Bon d'accord, on ne te la fait pas à toi. Comment s'apitoyer sur une femme qui ose balancer, comme ça sur la toile, comme si de rien n'était, qu'elle a une relation exclusive avec son 36 ? Ouais c'est vrai, je le reconnais. C'est pas tout à fait exact. Je lui ai fait des infidélités. Des petites au début, juste passagères. Des histoires d'un pantalon comme on dit. Et puis, c'est devenu plus fort que moi. Mon corps a pris le pouvoir sur mon esprit. Ou plutôt un petit habitant à l'intérieur de moi a poussé les murs, rendant le petit 36 obsolète. Pareil pour le second squatteur, quelques années plus tard. Mais donner la vie, ce n'est pas tromper, n'est-ce pas ?
Je ne te ferai pas croire que j'ai retrouvé ma taille de guêpe en deux temps trois mouvements. Mais tu sais ce que c'est – ou pas - dès qu'on arrive à rentrer, même difficilement, dans nos vêtements d'avant le mode baleine, on n'hésite pas. Quitte à ce que ça tire un peu sur les coutures. C'est comme ça qu'en feuilletant un album photos, on s'attendrit sur celles où on était enceinte, alors qu'on a des hauts-le-cœur devant celles qui suivent la naissance.
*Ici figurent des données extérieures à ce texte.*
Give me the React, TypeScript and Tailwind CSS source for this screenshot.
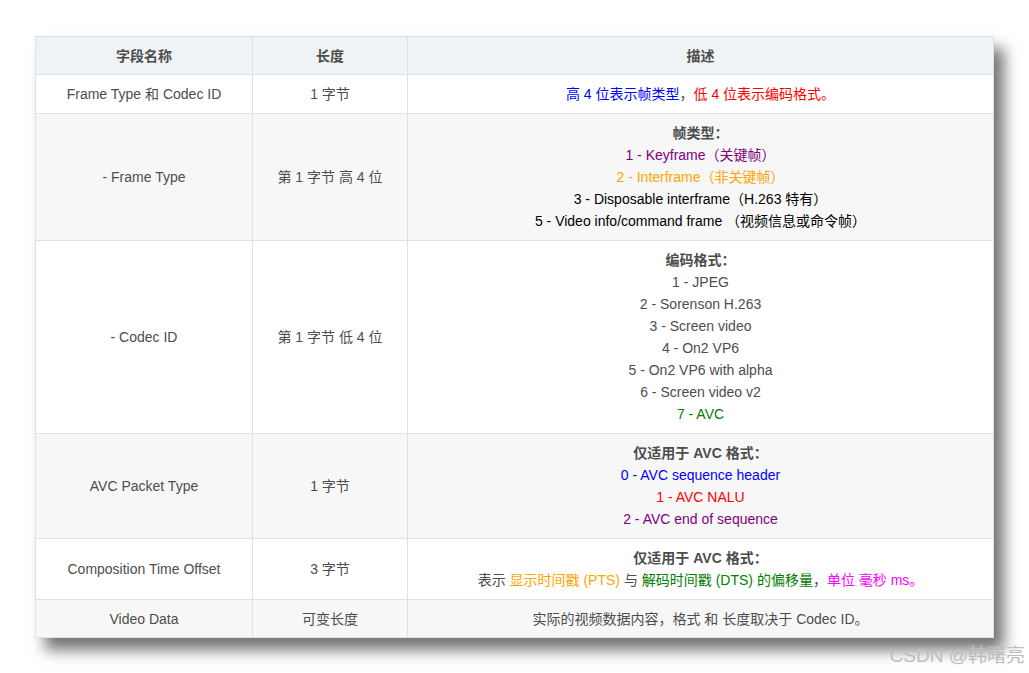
export default function App() {
  const td = "border border-[#dfe2e5] text-center align-middle px-3";
  return (
    <div className="w-[1029px] h-[673px] bg-white relative" style={{ fontFamily: '"Liberation Sans", "Noto Sans CJK SC", sans-serif' }}>
      <div className="absolute left-[35px] top-[36px] w-[959px] shadow-[10px_12px_14px_rgba(0,0,0,0.55)]">
        <table className="w-full border-collapse text-[14px] leading-[22px] text-[#4d4d4d]">
          <colgroup>
            <col className="w-[217px]" />
            <col className="w-[155px]" />
            <col />
          </colgroup>
          <thead>
            <tr className="bg-[#eff3f5] h-[38px] font-bold">
              <th className={td}>字段名称</th>
              <th className={td}>长度</th>
              <th className={td}>描述</th>
            </tr>
          </thead>
          <tbody>
            <tr className="bg-white h-[39px]">
              <td className={td}>Frame Type 和 Codec ID</td>
              <td className={td}>1 字节</td>
              <td className={td}><span className="text-[#0000ff]">高 4 位表示帧类型</span>，<span className="text-[#ff0000]">低 4 位表示编码格式。</span></td>
            </tr>
            <tr className="bg-[#f7f7f7] h-[127px]">
              <td className={td}>- Frame Type</td>
              <td className={td}>第 1 字节 高 4 位</td>
              <td className={td}>
                <div className="font-bold">帧类型：</div>
                <div className="text-[#800080]">1 - Keyframe（关键帧）</div>
                <div className="text-[#ffa500]">2 - Interframe（非关键帧）</div>
                <div className="text-black">3 - Disposable interframe（H.263 特有）</div>
                <div className="text-black">5 - Video info/command frame （视频信息或命令帧）</div>
              </td>
            </tr>
            <tr className="bg-white h-[193px]">
              <td className={td}>- Codec ID</td>
              <td className={td}>第 1 字节 低 4 位</td>
              <td className={td}>
                <div className="font-bold">编码格式：</div>
                <div>1 - JPEG</div>
                <div>2 - Sorenson H.263</div>
                <div>3 - Screen video</div>
                <div>4 - On2 VP6</div>
                <div>5 - On2 VP6 with alpha</div>
                <div>6 - Screen video v2</div>
                <div className="text-[#008000]">7 - AVC</div>
              </td>
            </tr>
            <tr className="bg-[#f7f7f7] h-[105px]">
              <td className={td}>AVC Packet Type</td>
              <td className={td}>1 字节</td>
              <td className={td}>
                <div className="font-bold">仅适用于 AVC 格式：</div>
                <div className="text-[#0000ff]">0 - AVC sequence header</div>
                <div className="text-[#ff0000]">1 - AVC NALU</div>
                <div className="text-[#800080]">2 - AVC end of sequence</div>
              </td>
            </tr>
            <tr className="bg-white h-[61px]">
              <td className={td}>Composition Time Offset</td>
              <td className={td}>3 字节</td>
              <td className={td}>
                <div className="font-bold">仅适用于 AVC 格式：</div>
                <div>表示 <span className="text-[#ffa500]">显示时间戳 (PTS)</span> 与 <span className="text-[#008000]">解码时间戳 (DTS) 的偏移量</span>，<span className="text-[#ff00ff]">单位 毫秒 ms。</span></div>
              </td>
            </tr>
            <tr className="bg-[#f7f7f7] h-[38px]">
              <td className={td}>Video Data</td>
              <td className={td}>可变长度</td>
              <td className={td}>实际的视频数据内容，格式 和 长度取决于 Codec ID。</td>
            </tr>
          </tbody>
        </table>
      </div>
      <div className="absolute right-[4px] top-[642px] text-[19px] text-[#bdbdbd]">CSDN @韩曙亮</div>
    </div>
  );
}
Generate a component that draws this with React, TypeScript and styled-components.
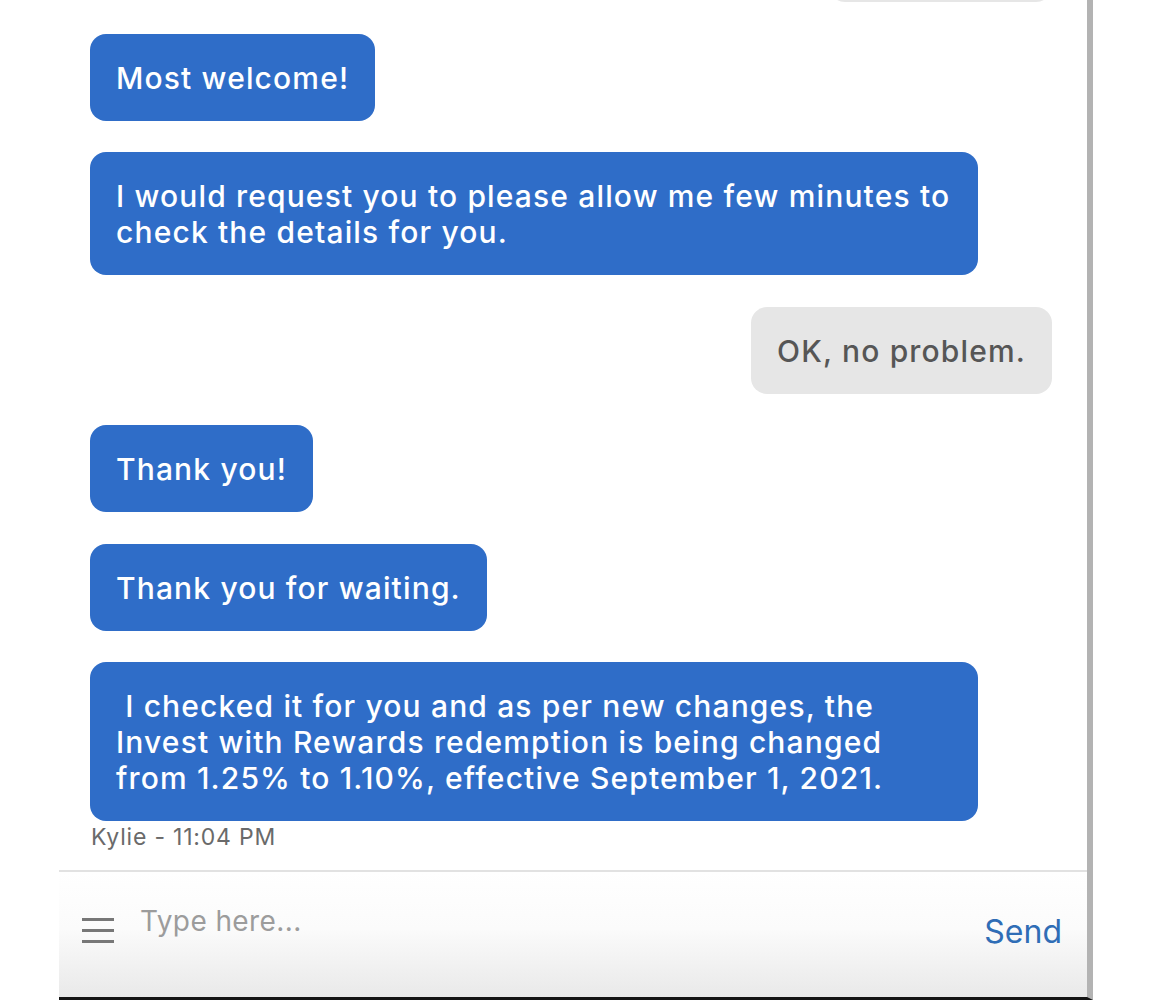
import styled, { createGlobalStyle } from "styled-components";

const GlobalStyle = createGlobalStyle`
  html, body {
    margin: 0;
    padding: 0;
    background: #ffffff;
  }
  body {
    font-family: Inter, "Open Sans", "Liberation Sans", sans-serif;
  }
`;

const Page = styled.div`
  height: 1000px;
  padding-left: 59px;
  overflow: hidden;
`;

const ChatPanel = styled.div`
  width: 1028px;
  height: 997px;
  display: flex;
  flex-direction: column;
  border-right: 6px solid #b3b3b3;
  border-bottom: 3px solid #141414;
  background: #ffffff;
`;

// scrolled to the newest message, older ones slide off the top
const MessageList = styled.div`
  height: 870px;
  display: flex;
  flex-direction: column;
  justify-content: flex-end;
  gap: 31.5px;
  padding: 0 35px 19px 31px;
  box-sizing: border-box;
  overflow: hidden;
`;

const Row = styled.div<{ $mine?: boolean }>`
  display: flex;
  flex-direction: column;
  align-items: ${(p) => (p.$mine ? "flex-end" : "flex-start")};
  flex-shrink: 0;
`;

const Bubble = styled.div<{ $mine?: boolean }>`
  max-width: 888px;
  box-sizing: border-box;
  padding: 26px 26px 25px;
  border-radius: 16px;
  font-size: 30px;
  font-weight: 450;
  line-height: 36px;
  letter-spacing: 1.15px;
  background: ${(p) => (p.$mine ? "#e6e6e6" : "#2f6dc8")};
  color: ${(p) => (p.$mine ? "#565656" : "#ffffff")};
  white-space: pre-wrap;
`;

const Meta = styled.div`
  margin-top: 2px;
  padding-left: 1px;
  font-size: 23px;
  line-height: 28px;
  letter-spacing: 0.8px;
  color: #6a6a6a;
`;

const Composer = styled.div`
  flex: 1;
  display: flex;
  align-items: center;
  gap: 26px;
  padding: 0 25px 6px 23px;
  border-top: 2px solid #e2e2e2;
  background: linear-gradient(#ffffff 0%, #fbfbfb 45%, #e9e9e9 100%);
`;

const MenuButton = styled.button`
  width: 32px;
  height: 25px;
  padding: 0;
  border: none;
  background: none;
  display: flex;
  flex-direction: column;
  justify-content: space-between;
  margin-top: -2px;
  cursor: pointer;

  span {
    display: block;
    height: 3px;
    background: #777777;
  }
`;

const Input = styled.input`
  flex: 1;
  border: none;
  background: transparent;
  outline: none;
  font-family: inherit;
  font-size: 28px;
  letter-spacing: 0.4px;
  color: #444;
  margin-top: -22px;
  padding: 0;

  &::placeholder {
    color: #9c9c9c;
  }
`;

const SendButton = styled.button`
  border: none;
  background: none;
  padding: 0;
  font-family: inherit;
  font-size: 32px;
  color: #2f6db6;
  cursor: pointer;
`;

type Message = { text: string; mine?: boolean; meta?: string };

const messages: Message[] = [
  { text: "Thank you.", mine: true },
  { text: "Most welcome!" },
  {
    text: "I would request you to please allow me few minutes to check the details for you.",
  },
  { text: "OK, no problem.", mine: true },
  { text: "Thank you!" },
  { text: "Thank you for waiting." },
  {
    text: " I checked it for you and as per new changes, the Invest with Rewards redemption is being changed from 1.25% to 1.10%, effective September 1, 2021.",
    meta: "Kylie - 11:04 PM",
  },
];

export default function App() {
  return (
    <>
      <GlobalStyle />
      <Page>
        <ChatPanel>
          <MessageList>
            {messages.map((m, i) => (
              <Row key={i} $mine={m.mine}>
                <Bubble $mine={m.mine}>{m.text}</Bubble>
                {m.meta && <Meta>{m.meta}</Meta>}
              </Row>
            ))}
          </MessageList>
          <Composer>
            <MenuButton aria-label="Menu">
              <span />
              <span />
              <span />
            </MenuButton>
            <Input placeholder="Type here..." />
            <SendButton>Send</SendButton>
          </Composer>
        </ChatPanel>
      </Page>
    </>
  );
}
Bref. Peu à peu, le corps retrouve ses droits. Ou presque. Parce que, la nature n'étant pas que bien faite, quelques différences subsistent. Que je ne citerai pas. C'est mieux comme ça, crois-moi.
Durant les séances de shopping qui ont suivi cette période-là, étape nécessaire pour trouver des vêtements dans lesquels je me sentais bien, pas trop serrée quoi, j'ai dû faire des concessions. Laisser de côté les tailles trop basses et les petits tops ras-le-nombril. Mais je l'ai fait de bonne grâce, parce que c'était le jeu. J'étais mère après tout, ça n'avait pas de prix. Et puis quand même, ma bonne vieille taille 36 était de retour ! Pour les hauts, pas de problème. Pour les bas, contre toute attente, ça passait aussi … A croire qu'ils avaient changé la nomenclature des tailles pendant mon abstinence de 36.
Et là, depuis quelques temps, alors qu'aucun nouvel invité n'est attendu ni reparti depuis déjà plusieurs années, voilà que mon 36 me joue des tours. Lui et moi, qui nous entendions si bien, voilà qu'il commence à me taper sur les nerfs. Certains pantalons sont mis au rebut pour cause de popotin trop serré. D'autres perdent leurs moyens et doivent passer par la case raccommodage. Quant aux petits hauts, ils remontent désespérément et me laissent de moins en moins de liberté. Pareil pour les sous-vêtements qui s'incrustent et endolorissent ma peau. Je mets d'abord ça sur le compte du sèche-linge, le fourbe, qui a tendance à faire rétrécir mes fringues. Mais une petite séance de lèche-vitrine me pousse à voir la réalité en face. Mon 36 m'a trahie. Lui et moi, c'est du passé. Je dois dire que je n'étais pas fière, devant le miroir du magasin, de constater l'étendue de notre rupture. Mais pas question de lui donner raison. Je n'étais pas en état de passer à la taille au dessus. Pas comme ça, pas si vite. Il me fallait d'abord pleurer mon 36, à jamais perdu.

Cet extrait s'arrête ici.